Q : Tu parlais d’un secteur bureaucratique dans l’UNT…

LP : Effectivement, il reste toute une frange de bureaucrates qui ont senti le vent venir, ou encore de gens qui se contenteraient d’un capitalisme d’Etat et sont des réformistes. Mais la gauche est très active, et la plateforme de l’UNT est la plus radicale qu’ait jamais connu le pays : elle demande le non-remboursement de la dette, la nationalisation des banques, la participation des travailleurs à la gestion des entreprises… Ce n’est pas un programme socialiste, mais c’est déjà un programme anticapitaliste.

Q : Justement, que penses-tu de la cogestion telle qu’elle commence à se mettre en place dans certaines entreprises ?

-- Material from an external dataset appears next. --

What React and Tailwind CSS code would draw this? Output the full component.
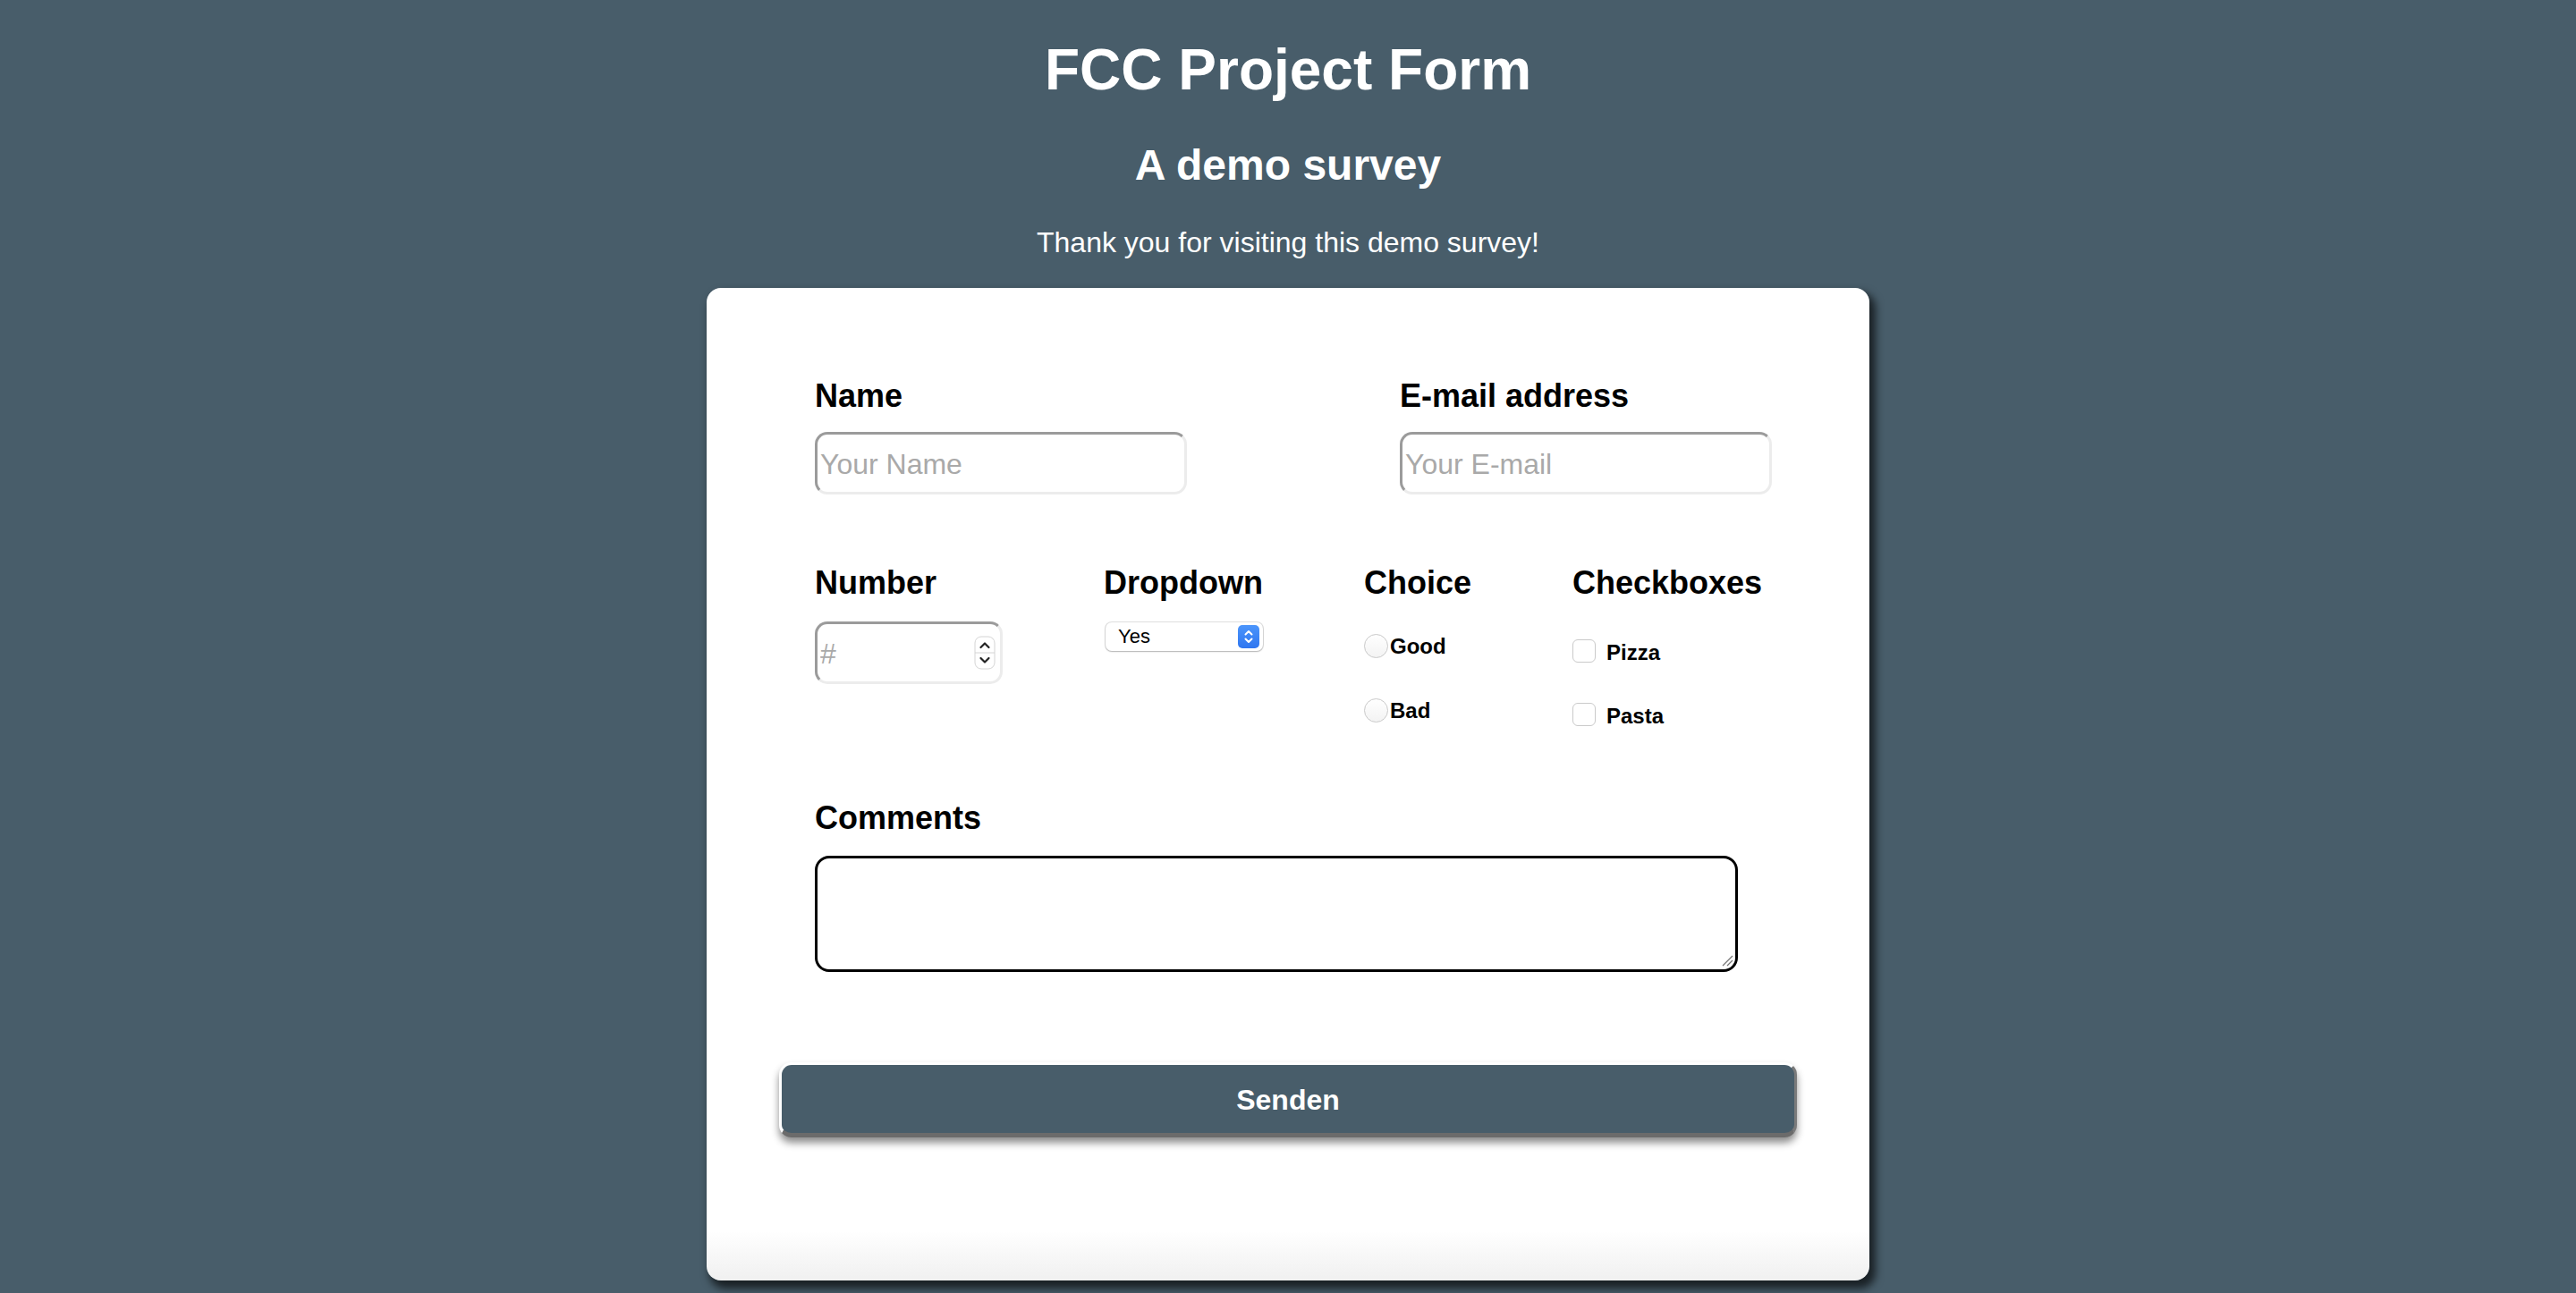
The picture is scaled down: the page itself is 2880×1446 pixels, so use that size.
import React from "react";

const font = { fontFamily: '"Liberation Sans", Arial, Helvetica, sans-serif' };

function Label({ children }) {
  return <div className="text-[36px] leading-[41px] font-bold text-black pt-[2px] -mb-[2px]">{children}</div>;
}

function TextBox({ placeholder }) {
  return (
    <div className="w-[416px] h-[70px] rounded-[14px] border-[3px] border-solid border-t-[#9b9b9b] border-l-[#9b9b9b] border-b-[#ececec] border-r-[#ececec] bg-white flex items-center overflow-hidden">
      <input
        type="text"
        placeholder={placeholder}
        className="w-full h-full bg-transparent outline-none pl-[3px] pt-[2px] text-[32px] text-black placeholder:text-[#a9a9a9]"
        style={font}
      />
    </div>
  );
}

function Radio({ label }) {
  return (
    <div className="flex items-center h-[27px]">
      <span className="w-[27px] h-[27px] rounded-full border border-[#c9c9c9] bg-linear-to-b from-white to-[#f3f3f3] shrink-0" />
      <span className="ml-[2px] text-[24px] font-bold text-black leading-none">{label}</span>
    </div>
  );
}

function Check({ label }) {
  return (
    <div className="flex items-center h-[26px]">
      <span className="w-[26px] h-[26px] rounded-[6px] border border-[#cacaca] bg-white shrink-0" />
      <span className="ml-[12px] text-[24px] font-bold text-black leading-none mt-[4px]">{label}</span>
    </div>
  );
}

export default function App() {
  return (
    <div className="min-h-screen w-full bg-[#485d6a] flex flex-col items-center" style={font}>
      <h1 className="mt-[41px] text-[64px] leading-[74px] font-bold text-white">FCC Project Form</h1>
      <h2 className="mt-[42px] text-[48px] leading-[55px] font-bold text-white">A demo survey</h2>
      <p className="mt-[41px] text-[32px] leading-[37px] text-white">Thank you for visiting this demo survey!</p>

      <div className="mt-[32px] w-[1300px] rounded-[16px] bg-linear-to-b from-white from-[95%] to-[#f0f0f0] shadow-[5px_7px_10px_2px_rgba(0,0,0,0.65)] pt-[98px] pb-[160px]">
        <div className="pl-[121px]">
          {/* Row 1 */}
          <div className="flex">
            <div className="w-[654px]">
              <Label>Name</Label>
              <div className="mt-[22px]">
                <TextBox placeholder="Your Name" />
              </div>
            </div>
            <div>
              <Label>E-mail address</Label>
              <div className="mt-[22px]">
                <TextBox placeholder="Your E-mail" />
              </div>
            </div>
          </div>

          {/* Row 2 */}
          <div className="flex items-start mt-[76px] h-[183px]">
            <div className="w-[323px]">
              <Label>Number</Label>
              <div className="mt-[25px] w-[210px] h-[70px] rounded-[14px] border-[3px] border-solid border-t-[#9b9b9b] border-l-[#9b9b9b] border-b-[#ececec] border-r-[#ececec] bg-white flex items-center overflow-hidden">
                <input
                  type="text"
                  placeholder="#"
                  className="flex-1 min-w-0 h-full bg-transparent outline-none pl-[3px] pt-[2px] text-[32px] placeholder:text-[#a9a9a9]"
                  style={font}
                />
                <svg width="24" height="38" viewBox="0 0 24 38" className="mr-[5px] shrink-0">
                  <rect x="1" y="1" width="22" height="36" rx="7" fill="#fff" stroke="#d4d4d4" />
                  <line x1="1" y1="19" x2="23" y2="19" stroke="#d4d4d4" />
                  <path d="M7.5 13 L12 8.5 L16.5 13" fill="none" stroke="#222" strokeWidth="2.2" strokeLinecap="round" strokeLinejoin="round" />
                  <path d="M7.5 25 L12 29.5 L16.5 25" fill="none" stroke="#222" strokeWidth="2.2" strokeLinecap="round" strokeLinejoin="round" />
                </svg>
              </div>
            </div>

            <div className="w-[291px]">
              <Label>Dropdown</Label>
              <div className="mt-[26px] ml-[2px] w-[176px] h-[32px] rounded-[7px] bg-white shadow-[0_0_0_1px_rgba(0,0,0,0.12),0_1px_2px_rgba(0,0,0,0.2)] flex items-center justify-between pl-[14px] pr-[4px]">
                <span className="text-[22px] text-black leading-none">Yes</span>
                <svg width="24" height="26" viewBox="0 0 24 26">
                  <defs>
                    <linearGradient id="bl" x1="0" y1="0" x2="0" y2="1">
                      <stop offset="0" stopColor="#4b95fb" />
                      <stop offset="1" stopColor="#2f76f0" />
                    </linearGradient>
                  </defs>
                  <rect x="0" y="0" width="24" height="26" rx="5" fill="url(#bl)" />
                  <path d="M8.5 10.5 L12 7 L15.5 10.5" fill="none" stroke="#fff" strokeWidth="2" strokeLinecap="round" strokeLinejoin="round" />
                  <path d="M8.5 15.5 L12 19 L15.5 15.5" fill="none" stroke="#fff" strokeWidth="2" strokeLinecap="round" strokeLinejoin="round" />
                </svg>
              </div>
            </div>

            <div className="w-[233px]">
              <Label>Choice</Label>
              <div className="mt-[39px] flex flex-col gap-[45px]">
                <Radio label="Good" />
                <Radio label="Bad" />
              </div>
            </div>

            <div>
              <Label>Checkboxes</Label>
              <div className="mt-[45px] flex flex-col gap-[45px]">
                <Check label="Pizza" />
                <Check label="Pasta" />
              </div>
            </div>
          </div>

          {/* Row 3 */}
          <div className="mt-[80px]">
            <Label>Comments</Label>
            <div className="relative mt-[24px] w-[1032px] h-[130px]">
              <textarea
                className="block w-full h-full rounded-[16px] border-[3px] border-solid border-black bg-white outline-none text-[28px] p-[6px] resize-none"
                style={font}
              />
              <svg width="14" height="14" viewBox="0 0 14 14" className="absolute right-[5px] bottom-[6px] pointer-events-none">
                <line x1="2" y1="13" x2="13" y2="2" stroke="#777" strokeWidth="1.3" />
                <line x1="7" y1="13" x2="13" y2="7" stroke="#777" strokeWidth="1.3" />
              </svg>
            </div>
          </div>
        </div>

        {/* Button */}
        <div className="px-[81px] mt-[101px]">
          <button
            type="button"
            className="w-full h-[84px] rounded-[14px] bg-[#485d6a] border-solid border-t-[3px] border-l-[3px] border-b-[5px] border-r-[3px] border-t-white border-l-white border-b-[#6b6b6b] border-r-[#7a7a7a] shadow-[0_6px_8px_rgba(0,0,0,0.45)] text-white text-[32px] font-bold pt-[2px]"
            style={font}
          >
            Senden
          </button>
        </div>
      </div>
    </div>
  );
}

LP : Il y a en fait deux façons de faire de la cogestion : l’une c’est de permettre au travailleurs d’avoir un œil sur la gestion, mais sans pouvoir de contrôle. Tout réside dans le contrôle. La cogestion avec un contrôle ouvrier, je suis pour, c’est une excellente école pour les travailleurs qui petit à petit se rendent compte qu’ils sont capables de prendre les décisions et de gérer les entreprises. Mais sans réel contrôle ouvrier, c’est une façon au contraire de la lier à l’entreprise et de les exploiter encore davantage.

Q : Et l’expérience des coopératives ?

LP : là aussi, il y a deux possibilités. Dans certains cas, la coopérative sert de paravent à une véritable entreprise, fonctionne comme une entreprise, sauf que les ouvriers sont actionnaires. Dans d’autres cas, par contre, c’est une expérience extrèmement utile. Nous sommes dans une période de transition. Ce qui veut dire que le marché est encore incontournable. Mais par la multiplication des coopératives, leur regroupement, on peut de plus en plus réduire la part du marché capitaliste par celle d’un marché social. Il faudra que l’UNT prenne cette question en charge.

Q : Pour conclure, comment caractériserais-tu la situation ?

LP : Nous sommes dans une phase de transition. Je pense que la question sur l’opportunité du socialisme est posée. C’est vers ça que nous allons. La question est de savoir qui va l’emporter des secteurs réformistes ou révolutionnaires.